The difference between these definitions is basically the inclusion of "skills". What's also interesting is that the second definition for information gets better:
information: what is conveyed or represented by a particular arrangement or sequence of things.
Although the information theory definition of information entropy depends on the state space of possibilities that particular arrangement was selected from.
[3] In fact, the cases where my information isn't obliterated but rather amplified may well be the causes of market failures and recessions. Instead of my fear that a stock price is going to fall being averaged away among the optimistic and pessimistic traders, it becomes amplified in a stock market crash. The information transfer framework labels this as "non-ideal information transfer" (a visualization using a demand curve as an example is here).
Interesting! You write:
ReplyDelete"but unlike a thermometer or a pressure gauge (that have a tiny interface in order to not influence what it is measuring) the price is maximally connected to the system."
Are there any consequences to "the price" being "maximally connected to the system?" I assume it thus has more influence on what is happening in the system compared to the thermometer and pressure gauges on their respective systems. Anything else?
Also, where did you find your image style transfer van Gogh illustrations? From an AI or neural network journal?

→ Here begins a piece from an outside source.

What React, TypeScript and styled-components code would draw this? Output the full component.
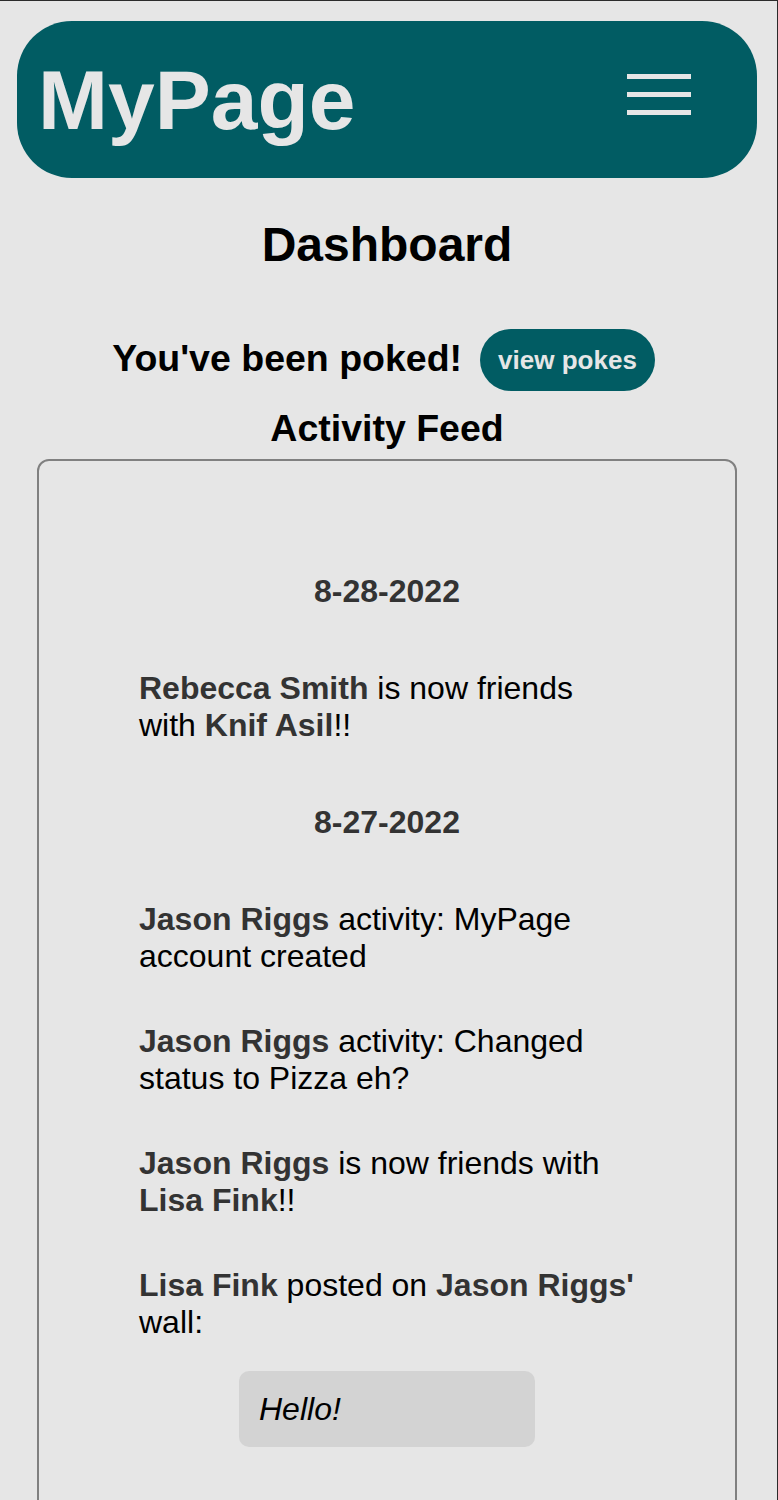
import React from "react";
import styled, { createGlobalStyle } from "styled-components";

const GlobalStyle = createGlobalStyle`
  html {
    background: #e6e6e6;
    border-top: 1px solid #2b2b2b;
    border-right: 1px solid #2b2b2b;
  }
  body {
    margin: 0;
    font-family: "Liberation Sans", Arial, Helvetica, sans-serif;
    color: #000;
  }
`;

const Page = styled.div`
  width: 774px;
  padding: 20px 0 0;
`;

const Header = styled.header`
  height: 157px;
  margin: 0 17px;
  background: #015c63;
  border-radius: 55px;
  display: flex;
  align-items: center;
  justify-content: space-between;
  padding: 0 66px 0 21px;
  box-sizing: border-box;
`;

const Logo = styled.div`
  font-size: 84px;
  font-weight: 700;
  line-height: 1;
  color: #e6e6e6;
`;

const Menu = styled.button`
  display: flex;
  flex-direction: column;
  gap: 13px;
  margin: 0 0 10px;
  padding: 0;
  background: none;
  border: none;
`;

const Bar = styled.span`
  display: block;
  width: 64px;
  height: 5px;
  background: #e6e6e6;
`;

const Title = styled.h1`
  margin: 39px 0 0;
  font-size: 48px;
  font-weight: 700;
  text-align: center;
  line-height: normal;
`;

const PokeRow = styled.div`
  display: flex;
  justify-content: center;
  align-items: center;
  gap: 18px;
  margin-top: 57px;
  padding-right: 7px;
`;

const PokeText = styled.span`
  font-size: 37.5px;
  font-weight: 700;
  line-height: normal;
  margin-top: -3px;
`;

const PokeButton = styled.button`
  height: 62px;
  padding: 0 18px;
  border: none;
  border-radius: 31px;
  background: #015c63;
  color: #e6e6e6;
  font-family: inherit;
  font-size: 26px;
  font-weight: 700;
`;

const FeedTitle = styled.h2`
  margin: 16px 0 9px;
  font-size: 37.5px;
  font-weight: 700;
  text-align: center;
  line-height: normal;
`;

const Feed = styled.section`
  margin: 0 37px;
  border: 2px solid #808080;
  border-radius: 12px;
  padding: 52px 99px 80px;
`;

const DateHeading = styled.h3`
  margin: 60px 0;
  font-size: 32px;
  font-weight: 700;
  color: #333;
  text-align: center;
  line-height: normal;
`;

const Item = styled.p`
  margin: 48px 0 48px 1px;
  font-size: 32px;
  line-height: normal;
  color: #000;
`;

const Name = styled.b`
  color: #333;
`;

const WallPost = styled.div`
  margin: 48px 0;
`;

const WallText = styled(Item)`
  margin: 0 0 0 1px;
`;

const Bubble = styled.div`
  width: 296px;
  box-sizing: border-box;
  margin: 30px auto 0;
  padding: 19.5px 20px;
  border-radius: 10px;
  background: #d3d3d3;
  font-size: 32px;
  font-style: italic;
  line-height: normal;
`;

export default function App() {
  return (
    <>
      <GlobalStyle />
      <Page>
        <Header>
          <Logo>MyPage</Logo>
          <Menu aria-label="menu">
            <Bar />
            <Bar />
            <Bar />
          </Menu>
        </Header>
        <Title>Dashboard</Title>
        <PokeRow>
          <PokeText>You've been poked!</PokeText>
          <PokeButton>view pokes</PokeButton>
        </PokeRow>
        <FeedTitle>Activity Feed</FeedTitle>
        <Feed>
          <DateHeading>8-28-2022</DateHeading>
          <Item>
            <Name>Rebecca Smith</Name> is now friends with <Name>Knif Asil</Name>!!
          </Item>
          <DateHeading>8-27-2022</DateHeading>
          <Item>
            <Name>Jason Riggs</Name> activity: MyPage account created
          </Item>
          <Item>
            <Name>Jason Riggs</Name> activity: Changed status to Pizza eh?
          </Item>
          <Item>
            <Name>Jason Riggs</Name> is now friends with <Name>Lisa Fink</Name>!!
          </Item>
          <WallPost>
            <WallText>
              <Name>Lisa Fink</Name> posted on <Name>Jason Riggs'</Name> wall:
            </WallText>
            <Bubble>Hello!</Bubble>
          </WallPost>
        </Feed>
      </Page>
    </>
  );
}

It was from a talk on Prisma, but I can't seem to find a link to it right now. However there are lots of examples out there such as this paper:
Deletehttps://arxiv.org/pdf/1705.04058.pdf
The price bit is actually a bit of a non sequitur in that paragraph -- when I'm writing, I frequently put random thoughts down in case I need to remember to come back to them. There is one big consequence: you can push on a price and cause things to happen unlike in the case of twisting the pressure gauge needle (which won't change the pressure) or turning your speedometer needle to speed up your car.